Wal-Mart Stores Inc. placed full-page advertisements in 336 Midwestern newspapers after publishers nationally complained they are ignored by the world's largest retailer. The move comes at a time when the company is trying to address accusations it treats workers poorly and drives local shops out of businesses.
The ads, which ran in smaller papers in Missouri and Oklahoma between Nov. 30 and Dec. 6, were a test for a possible change in newspaper advertising policy at Wal-Mart, which publishers say has ignored their dailies and weeklies for years.
"I think it is a good first step. They are such a big economic force in our communities and were not participating in those papers," said Mike Buffington, past president of the National Newspaper Association and editor and co-publisher of the Jackson (Ga.) Herald.
Consideration of an advertising shift comes as the retailer repositions itself on several fronts — particularly community relations. The retailer regularly faces criticism, lawsuits and organized attacks from labor union-backed campaign groups, making it more difficult to open new stores and grow.
Retail and grocery store ads together account for anywhere from 60 percent to 80 percent of revenues for community newspapers, said Brian Steffens, the executive director of the National Newspaper Association.
Grocery stores purchase the bulk of those that advertising, with local grocers often placing full-page ads several times a week. Wal-Mart has grown in recent years to be the nation's largest seller of groceries with the expansion of its supercenter store format, but it generally has not taken out weekly ads to showcase its grocery prices in local newspapers.
"If one local grocery store goes out, a community newspaper loses at a minimum one or two full-page ads or inserts a week," Steffens said.

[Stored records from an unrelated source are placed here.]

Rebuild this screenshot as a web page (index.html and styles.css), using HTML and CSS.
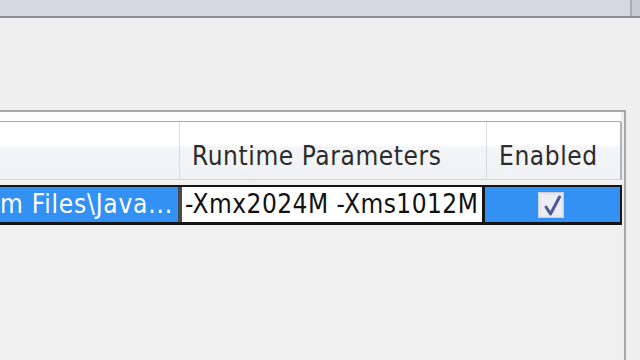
FILE: index.html
```html
<!DOCTYPE html>
<html>
<head>
<meta charset="utf-8">
<link rel="stylesheet" href="styles.css">
</head>
<body>
<div class="topbar"><div class="topbar-main"></div><div class="topbar-end"></div></div>
<div class="pane">
  <div class="strip"></div>
  <div class="header">
    <div class="hcell c1"></div>
    <div class="hcell c2">Runtime Parameters</div>
    <div class="hcell c3">Enabled</div>
  </div>
  <div class="gap"></div>
  <div class="row">
    <div class="cell c1 sel"><span class="path">m Files\Java...</span></div>
    <div class="cell c2 edit">-Xmx2024M -Xms1012M</div>
    <div class="cell c3 sel">
      <span class="check">
        <svg width="26" height="26" viewBox="0 0 26 26">
          <rect x="0.5" y="0.5" width="25" height="25" fill="#e4e6ec" stroke="#cdd0d8"/>
          <rect x="3" y="3" width="20" height="20" fill="#eceef3"/>
          <path d="M8 15 L12.5 22 L21.5 5" fill="none" stroke="#4b5a98" stroke-width="3" stroke-linejoin="round" stroke-linecap="round"/>
        </svg>
      </span>
    </div>
  </div>
  <div class="viewport"></div>
</div>
</body>
</html>
```

FILE: styles.css
```css
html, body {
  margin: 0;
  padding: 0;
}
body {
  width: 640px;
  height: 360px;
  overflow: hidden;
  background: #efefef;
  font-family: "DejaVu Sans Condensed", "DejaVu Sans", sans-serif;
  font-stretch: condensed;
}
.topbar {
  display: flex;
  height: 16px;
  border-bottom: 2px solid #8d9196;
}
.topbar-main {
  flex: 1;
  background: #d2d9e1;
}
.topbar-end {
  width: 8px;
  background: #c6ccd3;
  border-left: 2px solid #a9aeb4;
}
.pane {
  margin-top: 92px;
  width: 624px;
  border-top: 2px solid #a6a6a6;
  border-right: 2px solid #a6a6a6;
  display: flex;
  flex-direction: column;
  height: 260px;
}
.strip {
  height: 9px;
  background: #fdfdfd;
  border-bottom: 1px solid #aaaaaa;
  margin-right: 3px;
}
.header {
  display: grid;
  grid-template-columns: 180px 307px 133px;
  height: 57px;
  border-bottom: 1px solid #d6d6d6;
  border-right: 2px solid #b4b4b4;
  width: 620px;
  background: linear-gradient(#ffffff 0, #ffffff 40%, #f4f5f7 45%, #f1f2f4 100%);
}
.hcell {
  border-right: 1px solid #dcdcdc;
  font-size: 26px;
  letter-spacing: 0.6px;
  color: #2c2c2c;
  padding-top: 19px;
  box-sizing: border-box;
  white-space: nowrap;
}
.hcell.c2 { padding-left: 12px; }
.hcell.c3 { padding-left: 12px; border-right: none; }
.gap {
  height: 5px;
  width: 622px;
  background: #f2f2f2;
}
.row {
  display: grid;
  grid-template-columns: 178px 307px 135px;
  height: 35px;
  width: 620px;
  border-top: 2px solid #151515;
  border-bottom: 3px solid #151515;
  border-right: 2px solid #151515;
  font-size: 26px;
  letter-spacing: 0.55px;
}
.cell {
  box-sizing: border-box;
  white-space: nowrap;
  overflow: hidden;
  line-height: 35px;
}
.sel {
  background: #3391f4;
  color: #ffffff;
}
.cell.c1 { padding-left: 0; letter-spacing: 0.8px; }
.edit {
  background: #ffffff;
  color: #111111;
  border-left: 4px solid #4a4a4a;
  border-right: 3px solid #151515;
  padding-left: 3px;
  letter-spacing: 0.45px;
}
.cell.c3 {
  display: flex;
  align-items: center;
  justify-content: center;
  padding-right: 4px;
}
.check {
  display: block;
  width: 26px;
  height: 26px;
}
.check svg { display: block; }
.viewport {
  flex: 1;
  width: 622px;
  background: #f0f0f0;
}
```
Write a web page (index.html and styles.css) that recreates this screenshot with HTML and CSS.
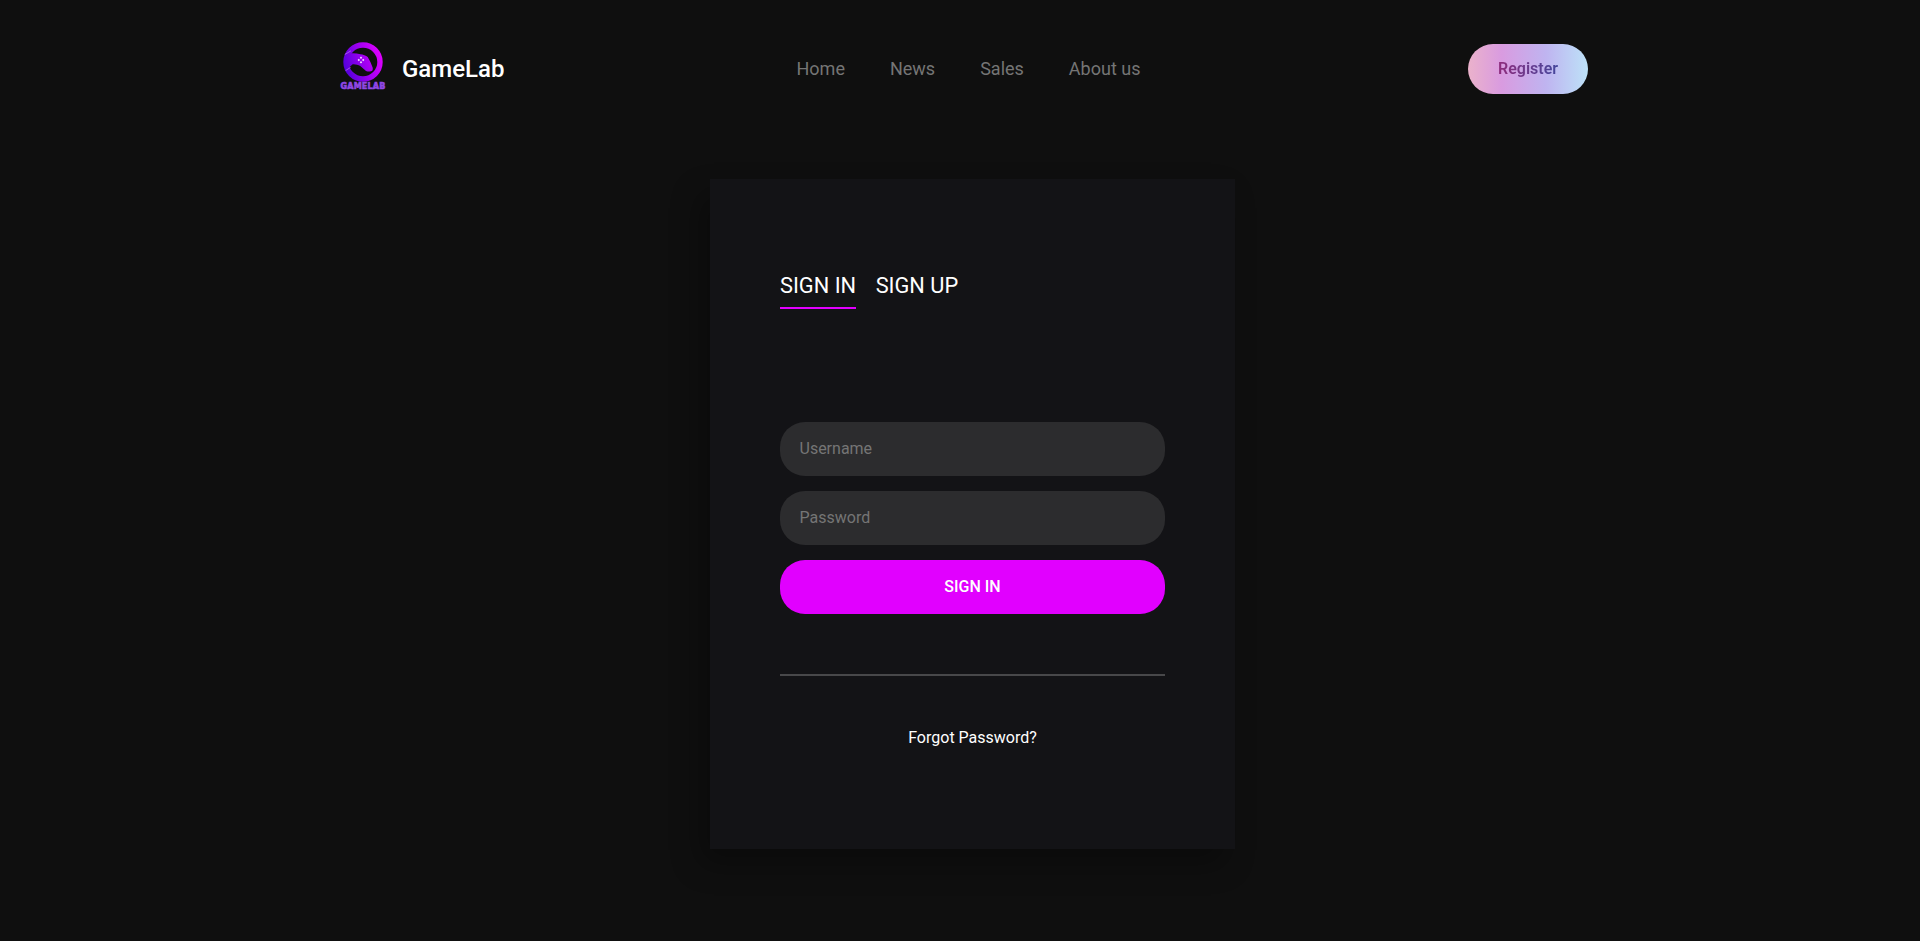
FILE: index.html
```html
<!DOCTYPE html>
<html lang="en">
<head>
<meta charset="utf-8">
<title>GameLab</title>
<link rel="stylesheet" href="styles.css">
</head>
<body>
<div class="page">
  <header class="header">
    <a class="brand" href="#">
      <span class="logo">
        <svg class="logo-mark" viewBox="0 0 46 40" width="46" height="40" aria-hidden="true">
          <defs>
            <linearGradient id="lg" gradientUnits="userSpaceOnUse" x1="4" y1="27" x2="42" y2="14">
              <stop offset="0" stop-color="#5200dc"/>
              <stop offset="0.5" stop-color="#9a00f0"/>
              <stop offset="1" stop-color="#e000ff"/>
            </linearGradient>
          </defs>
          <circle cx="23" cy="20" r="17" fill="none" stroke="url(#lg)" stroke-width="5.4"/>
          <path d="M6 13 L9.3 11.7 C13 11 17 11.5 20.3 12.3 C23 12.6 26 13.5 27.7 15 C29.5 18 31.5 22 32.7 25.7 C33.2 28 32 29.3 31 29.3 C29 29.8 27.5 29.5 26 29 L20.3 24 C18 22.8 15 22 12.7 22.3 L7 27.3 Z" fill="url(#lg)"/>
          <path d="M4.8 12.5 L11 8.8 M5.6 28.6 L10.5 25.4" stroke="#a85cec" stroke-width="0.9" fill="none"/>
          <path d="M21 14.6 l1.2 1.2 -1.2 1.2 -1.2 -1.2 z M21 19 l1.2 1.2 -1.2 1.2 -1.2 -1.2 z M18.8 16.8 l1.2 1.2 -1.2 1.2 -1.2 -1.2 z M23.2 16.8 l1.2 1.2 -1.2 1.2 -1.2 -1.2 z" fill="#f4e2ff"/>
        </svg>
        <span class="logo-word">GAMELAB</span>
      </span>
      <span class="brand-name">GameLab</span>
    </a>
    <nav class="nav">
      <a href="#">Home</a>
      <a href="#">News</a>
      <a href="#">Sales</a>
      <a href="#">About us</a>
    </nav>
    <a class="register" href="#"><span>Register</span></a>
  </header>
  <main class="main">
    <section class="card">
      <div class="tabs">
        <a class="tab tab-active" href="#">SIGN IN</a>
        <a class="tab" href="#">SIGN UP</a>
      </div>
      <form class="form">
        <input class="field" type="text" placeholder="Username">
        <input class="field" type="password" placeholder="Password">
        <button class="submit" type="button">SIGN IN</button>
      </form>
      <div class="rule"></div>
      <a class="forgot" href="#">Forgot Password?</a>
    </section>
  </main>
</div>
</body>
</html>
```
FILE: styles.css
```css
* { box-sizing: border-box; }
html, body { margin: 0; height: 100%; }
body {
  background: #0f0f0f;
  color: #fff;
  font-family: Roboto, "Liberation Sans", sans-serif;
  overflow: hidden;
}
a { color: inherit; text-decoration: none; }
.page { width: 1256px; margin: 0 auto; }

.header {
  display: grid;
  grid-template-columns: 1fr auto 1fr;
  align-items: center;
  height: 137px;
  padding-left: 8px;
}
.brand { display: flex; align-items: center; gap: 16px; justify-self: start; }
.logo { display: flex; flex-direction: column; align-items: center; width: 46px; padding-bottom: 4px; }
.logo-mark { display: block; }
.logo-word {
  font-family: "DejaVu Sans", sans-serif;
  font-size: 8px;
  line-height: 10px;
  font-weight: 700;
  letter-spacing: 0.2px;
  color: #9148e6;
  -webkit-text-stroke: 0.6px #9148e6;
}
.brand-name { font-size: 24px; font-weight: 500; line-height: 28px; }
.nav { display: flex; gap: 45px; margin-left: 9px; font-size: 18px; line-height: 22px; color: #757575; }
.register {
  justify-self: end;
  display: flex;
  align-items: center;
  justify-content: center;
  width: 120px;
  height: 50px;
  border-radius: 25px;
  background: linear-gradient(90deg, #ebb2cb 0%, #d99be0 28%, #bfb4f0 65%, #bde2f8 100%);
  font-size: 16px;
  font-weight: 600;
}
.register span {
  background: linear-gradient(90deg, #8f2c7c, #44479c);
  -webkit-background-clip: text;
  background-clip: text;
  color: transparent;
}

.main { display: flex; justify-content: center; padding-left: 25px; padding-top: 42px; }
.card {
  width: 525px;
  height: 670px;
  padding: 92px 70px 0;
  background: #131316;
  box-shadow: -10px 15px 28px rgba(0, 0, 0, 0.3);
}
.tabs { display: flex; gap: 19.5px; height: 38px; }
.tab { font-size: 21.8px; line-height: 30px; height: 38px; }
.tab-active { border-bottom: 2px solid #e100ff; }
.form { display: flex; flex-direction: column; gap: 15px; margin-top: 113px; }
.field {
  width: 100%;
  height: 54px;
  padding: 0 20px 2px 19.5px;
  border: 0;
  border-radius: 25px;
  background: #2c2c2e;
  color: #fff;
  font: 400 16px Roboto, sans-serif;
  outline: none;
}
.field::placeholder { color: #757575; opacity: 1; }
.submit {
  height: 54px;
  padding: 0 0 2px;
  border: 0;
  border-radius: 25px;
  background: #e100ff;
  color: #fff;
  font: 500 16px Roboto, sans-serif;
}
.rule { height: 2px; margin-top: 60px; background: #48484a; }
.forgot { display: block; margin-top: 52px; text-align: center; font-size: 16px; line-height: 20px; color: #fff; }
```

Wal-Mart said it would look first at whether the new local ads increased sales and traffic at 218 stores in those newspapers' territories. "If there is a significant return, we would consider incorporating the local papers into our overall ad strategy," Wal-Mart spokeswoman Mona Williams said.
Williams said Wal-Mart had traditionally not advertised locally because it had strong customer traffic anyway. Its practice of "every day low prices" also means it does not need to advertise sales and individual items like many other retailers do.
Community relations may also play a role in deciding whether to change the advertising practice, Williams said.
"The question is also whether to advertise to support the local newspaper and generate good will from that. These are probably good, non-traditional reasons to advertise locally and considerations we will also factor in once we have the market test results," she said.
The NNA says it worked out the ad test in talks with Wal-Mart executives after Buffington wrote an open letter in January that accused Wal-Mart Chief Executive Lee Scott of ignoring the association's 2,500 members.
"Wal-Mart built its foundation of stores in many of our rural and suburban communities, the places where I, and many of my fellow publishers, operate newspapers," Buffington wrote in the letter posted on the NNA's Web site.
"Yet community newspapers across the nation are all but invisible to Wal-Mart _ unless the company is looking for some free PR in our pages. Wal-Mart has a fairly standard policy of doing little to no local newspaper advertising," he wrote.
The letter came after Wal-Mart at the start of the year placed full-page ads in major metropolitan dailies defending itself against criticism, then had a public relations firm approach local papers, hoping to place news stories on Wal-Mart's views.
In the spring, the NNA surveyed its members on their relations with Wal-Mart.
Of those that responded, 81 percent said they had a Wal-Mart store in their circulation area. And, of those, 62 percent said Wal-Mart had a negative impact on the community, 25 percent said neutral and 13 percent said it was a positive effect.
The results were similar when asked how Wal-Mart affected the newspapers, with 67 percent saying negative and 4 percent answering positive.
Nearly 60 percent said Wal-Mart never advertised in their papers, but about 80 percent said Wal-Mart sometimes or often asked for publicity, such as pictures in the paper of Wal-Mart presenting a charity check. The NNA did not list its methodology for poll.
Neither the NNA nor Wal-Mart were willing to discuss how much the ads cost.
As a rule, ads printed in the paper make more money for the publisher than inserts, which Wal-Mart has tended to use in the past on the few occasions it did advertise. Inserts require more labor to put into a paper and are usually printed elsewhere, rather than on the newspaper's own presses, so the paper cannot charge for its printing costs.
Wal-Mart last December ran a brief newspaper ad campaign in an effort to boost lackluster pre-Christmas sales. Those advertisements featured toys and electronics on which the retailer cut prices a week into the holiday shopping season.